Il y a deux ans, dans le cadre de la première partie du reportage Les enfants du péché, nous vous racontions que Nicole avait finalement retracé l’un des deux jumeaux en France. Cet été, elle a vécu le plus beau moment de sa vie, en retrouvant son deuxième enfant.
Enjeux vous présente également l’histoire d’autres enfants devenus grands, qui ont voulu retrouver leurs origines et leurs parents naturels. C’est le cas notamment de Zaida, qui a pu par chance remonter la filière grâce à des renseignements précieux consignés sur ses documents d’adoption. Zaida, une petite Québécoise élevée bien loin d’ici : « Je voulais la retrouver (ma mère). Elle devait se demander ce que je devenais. C’est dur. » Tous n’ont pas eu la chance de Zaida, de Jean-Marc et de Mario. Pour certains, la réunification n’a pas été possible.

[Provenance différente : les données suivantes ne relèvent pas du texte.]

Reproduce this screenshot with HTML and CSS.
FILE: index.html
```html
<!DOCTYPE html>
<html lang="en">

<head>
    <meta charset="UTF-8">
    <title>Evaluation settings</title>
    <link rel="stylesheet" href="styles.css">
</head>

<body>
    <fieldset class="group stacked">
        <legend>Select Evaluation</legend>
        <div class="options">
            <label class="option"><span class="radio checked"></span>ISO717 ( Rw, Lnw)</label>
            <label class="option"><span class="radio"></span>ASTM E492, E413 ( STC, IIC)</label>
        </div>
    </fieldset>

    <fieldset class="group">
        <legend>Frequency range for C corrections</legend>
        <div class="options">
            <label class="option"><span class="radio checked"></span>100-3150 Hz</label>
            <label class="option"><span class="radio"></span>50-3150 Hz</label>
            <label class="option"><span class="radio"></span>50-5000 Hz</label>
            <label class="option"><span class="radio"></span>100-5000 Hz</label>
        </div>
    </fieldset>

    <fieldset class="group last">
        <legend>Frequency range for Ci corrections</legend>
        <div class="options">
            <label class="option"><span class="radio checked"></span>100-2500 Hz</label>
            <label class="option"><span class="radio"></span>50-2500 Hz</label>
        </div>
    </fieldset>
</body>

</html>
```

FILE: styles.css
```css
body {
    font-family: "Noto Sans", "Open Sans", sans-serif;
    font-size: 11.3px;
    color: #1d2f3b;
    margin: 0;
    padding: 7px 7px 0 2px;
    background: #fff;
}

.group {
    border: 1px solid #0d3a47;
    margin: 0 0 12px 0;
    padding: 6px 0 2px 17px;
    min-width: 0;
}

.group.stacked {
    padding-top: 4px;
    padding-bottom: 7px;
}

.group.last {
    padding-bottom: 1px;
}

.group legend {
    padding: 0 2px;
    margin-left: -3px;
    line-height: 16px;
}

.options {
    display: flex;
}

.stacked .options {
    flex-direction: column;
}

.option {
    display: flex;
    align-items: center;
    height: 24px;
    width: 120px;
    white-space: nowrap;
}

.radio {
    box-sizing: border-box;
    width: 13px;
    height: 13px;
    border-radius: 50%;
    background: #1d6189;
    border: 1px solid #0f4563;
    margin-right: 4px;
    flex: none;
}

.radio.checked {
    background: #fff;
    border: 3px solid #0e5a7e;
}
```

Perdus dans les méandres de la bureaucratie..,
Ces adoptions s’effectuaient en toute légalité. Mais à côté de celles-ci, il y avait les autres adoptions, beaucoup moins légales. Dans les années 1940 et 1950, à Montréal, un important marché noir d’enfants s’organise. Ce commerce illégal d’êtres humains s’effectuait entre New York et Montréal. De riches familles juives de New York venaient à Montréal pour acheter des bébés, à prix fort.
Recoller les bribes éparses d’un passé que chacun veut taire
Une idée de l’ampleur du phénomène : la crèche Saint-Vincent de Paul a placé, en 15 ans, 1600 enfants aux États-Unis. |
C’est en 1954 qu’on a mis fin à ce trafic, à la suite d’une arrestation spectaculaire. Enjeux a rencontré des témoins de cette époque avec, entre autres, le sergent-détective qui a procédé à l’arrestation des coupables.